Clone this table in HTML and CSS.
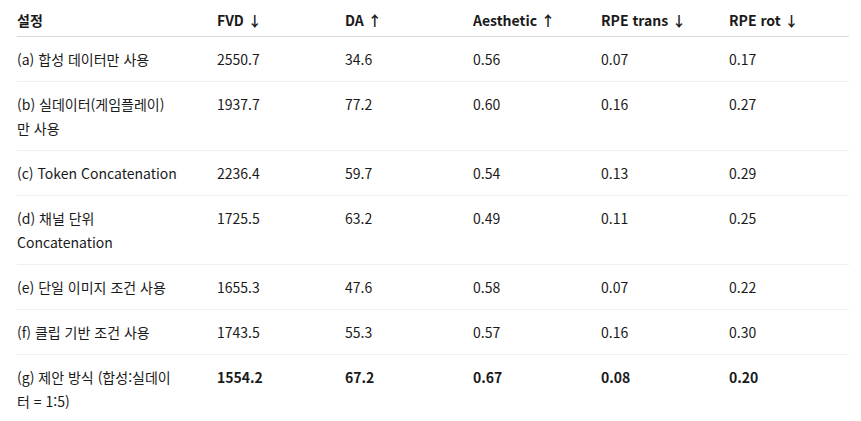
FILE: index.html
```html
<!DOCTYPE html>
<html lang="ko">
<head>
<meta charset="utf-8">
<link rel="stylesheet" href="styles.css">
</head>
<body>
<div class="wrap">
<table class="results">
<colgroup>
<col class="c-name"><col class="c-num"><col class="c-num"><col class="c-num"><col class="c-num"><col class="c-last">
</colgroup>
<thead>
<tr><th>설정</th><th>FVD ↓</th><th>DA ↑</th><th>Aesthetic ↑</th><th>RPE trans ↓</th><th>RPE rot ↓</th></tr>
</thead>
<tbody>
<tr><td>(a) 합성 데이터만 사용</td><td>2550.7</td><td>34.6</td><td>0.56</td><td>0.07</td><td>0.17</td></tr>
<tr><td>(b) 실데이터(게임플레이)<br>만 사용</td><td>1937.7</td><td>77.2</td><td>0.60</td><td>0.16</td><td>0.27</td></tr>
<tr><td>(c) Token Concatenation</td><td>2236.4</td><td>59.7</td><td>0.54</td><td>0.13</td><td>0.29</td></tr>
<tr><td>(d) 채널 단위<br>Concatenation</td><td>1725.5</td><td>63.2</td><td>0.49</td><td>0.11</td><td>0.25</td></tr>
<tr><td>(e) 단일 이미지 조건 사용</td><td>1655.3</td><td>47.6</td><td>0.58</td><td>0.07</td><td>0.22</td></tr>
<tr><td>(f) 클립 기반 조건 사용</td><td>1743.5</td><td>55.3</td><td>0.57</td><td>0.16</td><td>0.30</td></tr>
<tr class="best"><td>(g) 제안 방식 (합성:실데이<br>터 = 1:5)</td><td>1554.2</td><td>67.2</td><td>0.67</td><td>0.08</td><td>0.20</td></tr>
</tbody>
</table>
</div>
</body>
</html>
```
FILE: styles.css
```css
html, body {
  margin: 0;
  padding: 0;
  background: #ffffff;
}
.wrap {
  padding-left: 17px;
}
.results {
  border-collapse: collapse;
  table-layout: fixed;
  width: 832px;
  font-family: "Noto Sans CJK KR", "Noto Sans", "Liberation Sans", sans-serif;
  font-size: 14px;
  line-height: 24px;
  color: #1a1a1a;
}
.c-name { width: 200px; }
.c-num { width: 128px; }
.c-last { width: 120px; }
.results th {
  text-align: left;
  font-weight: 700;
  padding: 8px 12px 4px 0;
  border-bottom: 1px solid #d9d9d9;
}
.results td {
  text-align: left;
  vertical-align: top;
  padding: 10px 12px 10px 0;
  border-bottom: 1px solid #efefef;
}
.results tr.best td {
  border-bottom: none;
}
.results tr.best td + td {
  font-weight: 700;
}
```
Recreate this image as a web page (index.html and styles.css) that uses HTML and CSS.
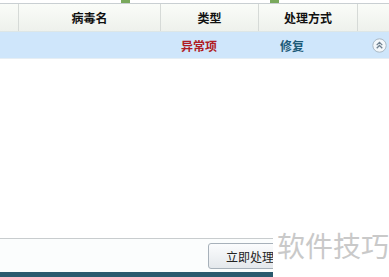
FILE: index.html
```html
<!DOCTYPE html>
<html>
<head>
<meta charset="utf-8">
<link rel="stylesheet" href="styles.css">
</head>
<body>
<div class="page">
  <div class="topstrip">
    <span class="mark mark1"></span>
    <span class="mark mark2"></span>
  </div>
  <div class="thead">
    <div class="c c0"></div>
    <div class="c c1">病毒名</div>
    <div class="c c2">类型</div>
    <div class="c c3">处理方式</div>
    <div class="c c4"></div>
  </div>
  <div class="row">
    <div class="c c0"></div>
    <div class="c c1"></div>
    <div class="c c2 red">异常项</div>
    <div class="c c3 blue">修复</div>
    <div class="c c4">
      <svg class="up" width="15" height="15" viewBox="0 0 15 15">
        <circle cx="7.5" cy="7.5" r="6.7" fill="#f4f8fb" stroke="#a9b8c4" stroke-width="1"/>
        <path d="M4.7 7.1 L7.5 4.3 L10.3 7.1 M4.7 10.3 L7.5 7.5 L10.3 10.3" fill="none" stroke="#6f8190" stroke-width="1.3"/>
      </svg>
    </div>
  </div>
  <div class="body"></div>
  <div class="footer">
    <button class="btn">立即处理</button>
  </div>
  <div class="bottombar"></div>
  <div class="watermark">软件技巧</div>
</div>
</body>
</html>
```
FILE: styles.css
```css
html, body { margin: 0; padding: 0; }
body { width: 389px; height: 277px; overflow: hidden; background: #fff; font-family: "Noto Sans CJK SC", "Liberation Sans", sans-serif; }
.page { position: relative; width: 389px; height: 277px; display: flex; flex-direction: column; }
.topstrip { height: 3px; position: relative; background: #fff; border-bottom: 1px solid #c9cfd2; }
.mark { position: absolute; top: 0; height: 3px; width: 9px; background: #7aa95c; }
.mark1 { left: 121px; }
.mark2 { left: 270px; }
.thead { height: 27px; display: flex; background: linear-gradient(#fafcf8, #eef1ec); border-bottom: 1px solid #dde6e6; }
.c { display: flex; align-items: center; justify-content: center; font-size: 12px; font-weight: bold; color: #111; }
.thead .c { border-right: 1px solid #d6dad7; }
.thead .c4 { border-right: none; }
.c0 { width: 18px; }
.c1 { width: 141px; }
.c2 { width: 97px; }
.c3 { width: 98px; }
.c4 { flex: 1; }
.row { height: 26px; display: flex; background: #cfe6fb; border-bottom: 1px solid #e6eef4; }
.row .c0 { width: 19px; }
.row .c1 { width: 142px; }
.row .c2 { width: 98px; justify-content: flex-start; padding-left: 20px; box-sizing: border-box; }
.row .c3 { width: 99px; justify-content: flex-start; padding-left: 21px; box-sizing: border-box; }
.red { color: #b01c24; }
.blue { color: #1c5a78; }
.row .c4 { justify-content: flex-end; padding-right: 2px; }
.up { display: block; }
.body { flex: 1; background: #fff; border-bottom: 1px solid #c8ccce; }
.footer { height: 33px; background: #fbfdfd; display: flex; align-items: center; padding-left: 208px; }
.btn { width: 84px; height: 26px; margin-top: 1px; border: 1px solid #a7b1ba; border-radius: 3px; background: linear-gradient(#fbfcfd, #e4e8ec); font-family: "Noto Sans CJK SC", sans-serif; font-size: 12px; color: #222; padding: 0; }
.bottombar { height: 5px; background: #2a5a6e; }
.watermark { position: absolute; left: 273px; top: 228px; width: 116px; height: 49px; background: #fff; color: #c9c9c9; font-size: 28px; line-height: 34px; padding-left: 4px; box-sizing: border-box; letter-spacing: 0; font-family: "Noto Sans CJK SC", sans-serif; }
```
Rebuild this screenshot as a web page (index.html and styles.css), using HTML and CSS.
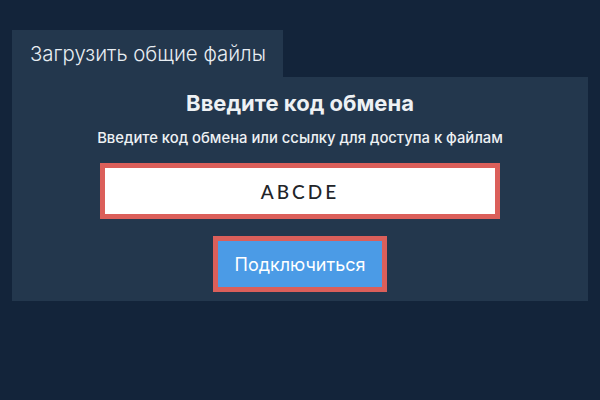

** EXERCISE **
Copy out each line word for word, please, skipping the images.

** COMPLETE ANSWER **
Clone this table in HTML and CSS.
FILE: index.html
```html
<!DOCTYPE html>
<html lang="ko">
<head>
<meta charset="utf-8">
<link rel="stylesheet" href="styles.css">
</head>
<body>
<div class="wrap">
<table class="results">
<colgroup>
<col class="c-name"><col class="c-num"><col class="c-num"><col class="c-num"><col class="c-num"><col class="c-last">
</colgroup>
<thead>
<tr><th>설정</th><th>FVD ↓</th><th>DA ↑</th><th>Aesthetic ↑</th><th>RPE trans ↓</th><th>RPE rot ↓</th></tr>
</thead>
<tbody>
<tr><td>(a) 합성 데이터만 사용</td><td>2550.7</td><td>34.6</td><td>0.56</td><td>0.07</td><td>0.17</td></tr>
<tr><td>(b) 실데이터(게임플레이)<br>만 사용</td><td>1937.7</td><td>77.2</td><td>0.60</td><td>0.16</td><td>0.27</td></tr>
<tr><td>(c) Token Concatenation</td><td>2236.4</td><td>59.7</td><td>0.54</td><td>0.13</td><td>0.29</td></tr>
<tr><td>(d) 채널 단위<br>Concatenation</td><td>1725.5</td><td>63.2</td><td>0.49</td><td>0.11</td><td>0.25</td></tr>
<tr><td>(e) 단일 이미지 조건 사용</td><td>1655.3</td><td>47.6</td><td>0.58</td><td>0.07</td><td>0.22</td></tr>
<tr><td>(f) 클립 기반 조건 사용</td><td>1743.5</td><td>55.3</td><td>0.57</td><td>0.16</td><td>0.30</td></tr>
<tr class="best"><td>(g) 제안 방식 (합성:실데이<br>터 = 1:5)</td><td>1554.2</td><td>67.2</td><td>0.67</td><td>0.08</td><td>0.20</td></tr>
</tbody>
</table>
</div>
</body>
</html>
```
FILE: styles.css
```css
html, body {
  margin: 0;
  padding: 0;
  background: #ffffff;
}
.wrap {
  padding-left: 17px;
}
.results {
  border-collapse: collapse;
  table-layout: fixed;
  width: 832px;
  font-family: "Noto Sans CJK KR", "Noto Sans", "Liberation Sans", sans-serif;
  font-size: 14px;
  line-height: 24px;
  color: #1a1a1a;
}
.c-name { width: 200px; }
.c-num { width: 128px; }
.c-last { width: 120px; }
.results th {
  text-align: left;
  font-weight: 700;
  padding: 8px 12px 4px 0;
  border-bottom: 1px solid #d9d9d9;
}
.results td {
  text-align: left;
  vertical-align: top;
  padding: 10px 12px 10px 0;
  border-bottom: 1px solid #efefef;
}
.results tr.best td {
  border-bottom: none;
}
.results tr.best td + td {
  font-weight: 700;
}
```
Recreate this image as a web page (index.html and styles.css) that uses HTML and CSS.
FILE: index.html
```html
<!DOCTYPE html>
<html>
<head>
<meta charset="utf-8">
<link rel="stylesheet" href="styles.css">
</head>
<body>
<div class="page">
  <div class="topstrip">
    <span class="mark mark1"></span>
    <span class="mark mark2"></span>
  </div>
  <div class="thead">
    <div class="c c0"></div>
    <div class="c c1">病毒名</div>
    <div class="c c2">类型</div>
    <div class="c c3">处理方式</div>
    <div class="c c4"></div>
  </div>
  <div class="row">
    <div class="c c0"></div>
    <div class="c c1"></div>
    <div class="c c2 red">异常项</div>
    <div class="c c3 blue">修复</div>
    <div class="c c4">
      <svg class="up" width="15" height="15" viewBox="0 0 15 15">
        <circle cx="7.5" cy="7.5" r="6.7" fill="#f4f8fb" stroke="#a9b8c4" stroke-width="1"/>
        <path d="M4.7 7.1 L7.5 4.3 L10.3 7.1 M4.7 10.3 L7.5 7.5 L10.3 10.3" fill="none" stroke="#6f8190" stroke-width="1.3"/>
      </svg>
    </div>
  </div>
  <div class="body"></div>
  <div class="footer">
    <button class="btn">立即处理</button>
  </div>
  <div class="bottombar"></div>
  <div class="watermark">软件技巧</div>
</div>
</body>
</html>
```
FILE: styles.css
```css
html, body { margin: 0; padding: 0; }
body { width: 389px; height: 277px; overflow: hidden; background: #fff; font-family: "Noto Sans CJK SC", "Liberation Sans", sans-serif; }
.page { position: relative; width: 389px; height: 277px; display: flex; flex-direction: column; }
.topstrip { height: 3px; position: relative; background: #fff; border-bottom: 1px solid #c9cfd2; }
.mark { position: absolute; top: 0; height: 3px; width: 9px; background: #7aa95c; }
.mark1 { left: 121px; }
.mark2 { left: 270px; }
.thead { height: 27px; display: flex; background: linear-gradient(#fafcf8, #eef1ec); border-bottom: 1px solid #dde6e6; }
.c { display: flex; align-items: center; justify-content: center; font-size: 12px; font-weight: bold; color: #111; }
.thead .c { border-right: 1px solid #d6dad7; }
.thead .c4 { border-right: none; }
.c0 { width: 18px; }
.c1 { width: 141px; }
.c2 { width: 97px; }
.c3 { width: 98px; }
.c4 { flex: 1; }
.row { height: 26px; display: flex; background: #cfe6fb; border-bottom: 1px solid #e6eef4; }
.row .c0 { width: 19px; }
.row .c1 { width: 142px; }
.row .c2 { width: 98px; justify-content: flex-start; padding-left: 20px; box-sizing: border-box; }
.row .c3 { width: 99px; justify-content: flex-start; padding-left: 21px; box-sizing: border-box; }
.red { color: #b01c24; }
.blue { color: #1c5a78; }
.row .c4 { justify-content: flex-end; padding-right: 2px; }
.up { display: block; }
.body { flex: 1; background: #fff; border-bottom: 1px solid #c8ccce; }
.footer { height: 33px; background: #fbfdfd; display: flex; align-items: center; padding-left: 208px; }
.btn { width: 84px; height: 26px; margin-top: 1px; border: 1px solid #a7b1ba; border-radius: 3px; background: linear-gradient(#fbfcfd, #e4e8ec); font-family: "Noto Sans CJK SC", sans-serif; font-size: 12px; color: #222; padding: 0; }
.bottombar { height: 5px; background: #2a5a6e; }
.watermark { position: absolute; left: 273px; top: 228px; width: 116px; height: 49px; background: #fff; color: #c9c9c9; font-size: 28px; line-height: 34px; padding-left: 4px; box-sizing: border-box; letter-spacing: 0; font-family: "Noto Sans CJK SC", sans-serif; }
```
Rebuild this screenshot as a web page (index.html and styles.css), using HTML and CSS.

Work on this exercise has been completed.